Going with readonly=True IMHO defeats the purpose of fetching documents from IMAP account.

If you go on with above fix please don't forget to update documentation. with your findings that IMAP account requires RW access and there will be XYZ warning otherwise.

napcae commented 3 years ago

Going with readonly=True IMHO defeats the purpose of fetching documents from IMAP account.

I'm aware, the explanation was for demonstration purpose only

One more thing, I mentioned it in my first post - the worker won't recognize mail configuration directives for mail, i.e. IMPORT_MAIL_HOST, IMPORT_MAIL_USER etc. without the PAPERMERGE prefix. Is the documentation out of that or what is it that I'm missing here?

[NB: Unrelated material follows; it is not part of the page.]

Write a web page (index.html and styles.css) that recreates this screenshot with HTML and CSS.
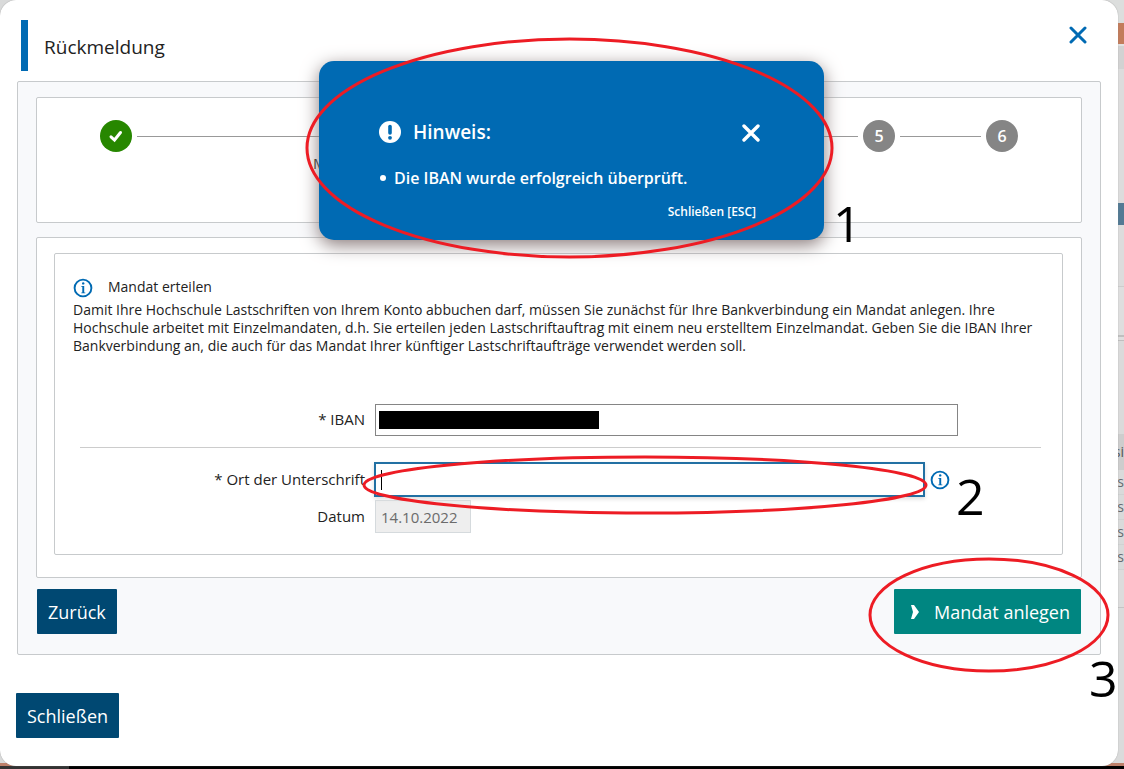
FILE: index.html
```html
<!DOCTYPE html>
<html lang="de">
<head>
<meta charset="utf-8">
<title>Rückmeldung</title>
<link rel="stylesheet" href="styles.css">
</head>
<body>
<div class="page">
  <div class="backdrop">
    <div class="strip strip-head"></div>
    <div class="strip strip-orange"></div>
    <div class="strip strip-grey"></div>
    <div class="strip strip-body"></div>
    <div class="strip strip-blue"></div>
    <div class="strip strip-row"></div>
    <div class="strip strip-block"></div>
    <div class="strip strip-title">si</div>
    <div class="strip strip-item">s</div>
    <div class="strip strip-item">s</div>
    <div class="strip strip-item">s</div>
    <div class="strip strip-item">s</div>
    <div class="strip strip-end"></div>
    <div class="strip strip-last"></div>
    <div class="strip-floor"></div>
  </div>
  <main class="modal">
    <header class="modal-head">
      <h1 class="title">Rückmeldung</h1>
      <button class="close" type="button" aria-label="Schließen">
        <svg width="18" height="18" viewBox="0 0 18 18"><path d="M2 2L16 16M16 2L2 16" stroke="currentColor" stroke-width="3" stroke-linecap="round"/></svg>
      </button>
    </header>
    <section class="panel">
      <div class="box stepper">
        <div class="steps">
          <span class="step step-done"><svg width="16" height="16" viewBox="0 0 16 16"><path d="M3 8.800L6.500 12L12.500 4.500" fill="none" stroke="#fff" stroke-width="3" stroke-linecap="round"/></svg></span>
          <span class="line line-wide"></span>
          <span class="step">5</span>
          <span class="line line-short"></span>
          <span class="step">6</span>
        </div>
        <div class="step-label">M</div>
      </div>
      <div class="box content">
        <form class="mandate">
          <div class="info-head">
            <svg class="info" width="20" height="20" viewBox="0 0 20 20"><circle cx="10" cy="10" r="8.400" fill="none" stroke="currentColor" stroke-width="1.900"/><path d="M8.300 8H11.200V14.500H12.300V15.300H8.300V14.500H9.300V8.800H8.300Z" fill="currentColor"/><circle cx="10.200" cy="5.400" r="1.200" fill="currentColor"/></svg>
            <h2 class="subtitle">Mandat erteilen</h2>
          </div>
          <p class="text">Damit Ihre Hochschule Lastschriften von Ihrem Konto abbuchen darf, müssen Sie zunächst für Ihre Bankverbindung ein Mandat anlegen. Ihre Hochschule arbeitet mit Einzelmandaten, d.h. Sie erteilen jeden Lastschriftauftrag mit einem neu erstelltem Einzelmandat. Geben Sie die IBAN Ihrer Bankverbindung an, die auch für das Mandat Ihrer künftiger Lastschriftaufträge verwendet werden soll.</p>
          <div class="row row-iban">
            <label class="label" for="iban">* IBAN</label>
            <div class="field field-iban">
              <input class="input" id="iban" type="text">
              <span class="redaction"></span>
            </div>
          </div>
          <div class="row row-ort">
            <label class="label" for="ort">* Ort der Unterschrift</label>
            <div class="field field-ort">
              <input class="input input-active" id="ort" type="text">
              <span class="caret"></span>
            </div>
            <svg class="info" width="20" height="20" viewBox="0 0 20 20"><circle cx="10" cy="10" r="8.400" fill="none" stroke="currentColor" stroke-width="1.900"/><path d="M8.300 8H11.200V14.500H12.300V15.300H8.300V14.500H9.300V8.800H8.300Z" fill="currentColor"/><circle cx="10.200" cy="5.400" r="1.200" fill="currentColor"/></svg>
          </div>
          <div class="row row-datum">
            <label class="label" for="datum">Datum</label>
            <input class="input input-date" id="datum" type="text" value="14.10.2022" disabled>
          </div>
        </form>
      </div>
      <div class="actions">
        <button class="button" type="button">Zurück</button>
        <button class="button button-primary" type="button"><svg width="10" height="14" viewBox="0 0 10 14"><path d="M1 0H4L9 7L4 14H1L3 7Z" fill="#fff"/></svg>Mandat anlegen</button>
      </div>
    </section>
    <footer class="foot"><button class="button" type="button">Schließen</button></footer>
  </main>

  <div class="toast" role="alert">
    <div class="toast-head">
      <svg width="22" height="22" viewBox="0 0 22 22"><circle cx="11" cy="11" r="11" fill="#fff"/><path d="M11 5.500V12" stroke="#006ab3" stroke-width="3.600" stroke-linecap="round"/><circle cx="11" cy="16.800" r="1.900" fill="#006ab3"/></svg>
      <h2 class="toast-title">Hinweis:</h2>
      <button class="toast-x" type="button" aria-label="Schließen"><svg width="18" height="18" viewBox="0 0 18 18"><path d="M2 2L16 16M16 2L2 16" stroke="currentColor" stroke-width="3.400" stroke-linecap="round"/></svg></button>
    </div>
    <ul class="toast-list"><li class="toast-item">Die IBAN wurde erfolgreich überprüft.</li></ul>
    <button class="toast-close" type="button">Schließen [ESC]</button>
  </div>

  <svg class="marks" width="1124" height="769" viewBox="0 0 1124 769">
    <ellipse cx="569.500" cy="148" rx="262.500" ry="109"/>
    <ellipse cx="645" cy="485" rx="281" ry="28"/>
    <ellipse cx="989" cy="615" rx="119" ry="56"/>
  </svg>
  <span class="number number-1">1</span>
  <span class="number number-2">2</span>
  <span class="number number-3">3</span>
</div>
</body>
</html>
```
FILE: styles.css
```css
* { box-sizing: border-box; }
body { margin: 0; font-family: "Open Sans", sans-serif; font-size: 15px; color: #222; }
h1, h2, p, ul { margin: 0; padding: 0; font-weight: 400; }
button, input { font: inherit; }
button { border: 0; margin: 0; cursor: pointer; }
svg { display: block; flex: none; }

.page { position: relative; display: grid; min-height: 100vh; background: #d9dada; overflow: hidden; }
.backdrop, .modal { grid-area: 1 / 1; }

.backdrop { display: flex; flex-direction: column; align-items: flex-end; }
.strip { display: flex; justify-content: flex-end; width: 14px; height: 25px; background: #dcdcdc; color: #666b70; font-size: 14px; line-height: 24px; }
.strip-head { height: 23px; background: #dcdedd; }
.strip-orange { height: 21px; background: #c27c5b; }
.strip-grey { height: 25px; background: #d2d2d2; border-top: 2px solid #e2e2e2; }
.strip-body { height: 134px; }
.strip-blue { height: 22px; background: #537a94; }
.strip-row { height: 62px; border-bottom: 1px solid #cccccc; }
.strip-block { height: 147px; background: linear-gradient(#dedede 48px, #bfbfbf 48px 50px, #dedede 50px 53px, #bfbfbf 53px 54px, #dadada 54px); }
.strip-title { height: 36px; background: #cdcdcd; color: #555; line-height: 36px; }
.strip-item { border-bottom: 1px solid #d0d2d2; background: #d9dada; }
.strip-end { height: 38px; border-bottom: 1px solid #c4c4c4; }
.strip-last { flex: 1; background: #dadbdb; }
.strip-floor { width: 100%; height: 6px; background: linear-gradient(90deg, #333 69px, #000 69px); border-top: 3px solid #bd806a; }

.modal { position: relative; margin: 0 6px 3px 0; padding: 20px 17px 27px; background: #fff; border-radius: 16px; box-shadow: 0 0 1px #888; }
.modal-head { display: flex; justify-content: space-between; height: 51px; margin: 0 14px 10px 4px; border-left: 7px solid #006ab3; }
.title { padding-left: 16px; font-size: 19px; line-height: 54px; }
.close { align-self: flex-start; padding: 6px 0; background: none; color: #006ab3; }

.panel { padding: 15px 18px 20px; border: 1px solid #c7cacc; border-radius: 2px; background: #f8f9fb; }
.box { border: 1px solid #c7cacc; border-radius: 2px; background: #fff; }
.stepper { height: 126px; margin-bottom: 14px; padding: 22px 63px 0; }
.steps { display: flex; align-items: center; gap: 5px; }
.step { display: flex; align-items: center; justify-content: center; flex: none; width: 32px; height: 32px; border-radius: 50%; background: #858585; color: #fff; font-size: 16px; font-weight: 600; }
.step-done { background: #278700; }
.line { height: 1px; background: #999; }
.line-wide { flex: 1; }
.line-short { width: 81px; }
.step-label { padding: 1px 213px; }

.content { padding: 15px 18px 22px 17px; }
.mandate { padding: 22px 18px 21px; border: 1px solid #c7cacc; border-radius: 2px; }
.info { color: #006ab3; }
.info-head { display: flex; align-items: flex-end; gap: 15px; height: 22px; }
.subtitle { font-size: 14px; line-height: 22px; }
.text { margin: 3px 0 49px; font-size: 14px; line-height: 18px; }
.row { display: flex; align-items: center; gap: 10px; margin: 0 3px 0 7px; }
.row-iban { padding-bottom: 11px; border-bottom: 1px solid #ccc; }
.row-ort { padding-top: 14px; gap: 5px; }
.row-ort .label { margin-right: 4px; }
.row-datum { padding-top: 3px; }
.label { flex: none; width: 285px; line-height: 22px; padding-bottom: 2px; text-align: right; }
.field { position: relative; flex: none; }
.field-ort { width: 551px; }
.field-iban { width: 583px; }
.input { display: block; width: 100%; height: 32px; padding: 0 6px; border: 1px solid #858585; background: #fff; }
.input-active { height: 35px; border: 2px solid #2270a3; box-shadow: 0 2px 4px #ddd; outline: 0; }
.input-date { width: 96px; height: 33px; padding: 0 5px; border-color: #d5dadd; background: #eee; color: #6b6b6b; }
.redaction { position: absolute; left: 4px; top: 7px; width: 220px; height: 18px; background: #000; }
.caret { position: absolute; left: 7px; top: 8px; width: 1px; height: 20px; background: #000; }

.actions { display: flex; justify-content: space-between; padding: 11px 1px 0; }
.button { display: flex; align-items: center; height: 45px; padding: 0 11px; border-radius: 1px; background: #004872; color: #fff; font-size: 18px; }
.button-primary { gap: 14px; padding-left: 16px; background: #008681; }
.foot { display: flex; margin: 38px -1px 0; }

.toast { position: absolute; left: 319px; top: 61px; width: 505px; height: 179px; padding: 58px 64px 0 60px; border-radius: 15px; background: #006ab3; color: #fff; box-shadow: 0 5px 18px #8a7c7c; }
.toast-head { display: flex; align-items: center; gap: 12px; height: 26px; }
.toast-title { flex: 1; font-size: 19px; font-weight: 600; }
.toast-x { padding: 1px 0 0; background: none; color: #fff; }
.toast-list { padding-top: 21px; font-size: 16px; font-weight: 600; line-height: 24px; list-style: none; }
.toast-item { display: flex; align-items: center; gap: 8px; padding-left: 1px; }
.toast-item::before { content: ""; width: 6px; height: 6px; border-radius: 50%; background: #fff; }
.toast-close { display: block; margin: 12px 4px 0 auto; padding: 0; background: none; color: #fff; font-size: 12px; font-weight: 600; line-height: 20px; }

.marks { position: absolute; left: 0; top: 0; fill: none; stroke: #ed1c24; stroke-width: 3; pointer-events: none; }
.number { position: absolute; color: #000; font-size: 50px; line-height: 50px; }
.number-1 { left: 833px; top: 198px; }
.number-2 { left: 956px; top: 471px; }
.number-3 { left: 1089px; top: 653px; }
```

ciur commented 3 years ago

@napcae

One more thing, I mentioned it in my first post - the worker won't recognize mail configuration directives for mail, i.e. IMPORT_MAIL_HOST, IMPORT_MAIL_USER etc. without the PAPERMERGE prefix. Is the documentation out of that or what is it that I'm missing here?

Yes. There is difference where you place those settings. Settings can be either in:

  1. papermerge.conf.py file
  2. django settings file (the one referenced by DJANGO_SETTINGS_MODULE)

In papermerge.conf.py file configuration settings are without PAPERMERGE_ prefix, because all (well, 90%) of them are papermerge specific. In django settings file however, there are all sort of settings - for celery (prefixed with CELERY), for allauth (prefixed with ACCOUNT). Respectively settings for specific for papermerge are prefixed as well.

You are right that above information would be great addition to the documentation. In fact I just updated and deployed documentation based on above explanation :)

napcae commented 3 years ago

Alright, thanks for clarification and updating the documentation. I've opened a PR as you can see above this comment. It won't fix the issue but at least it spits out some useful information for the user/administrator.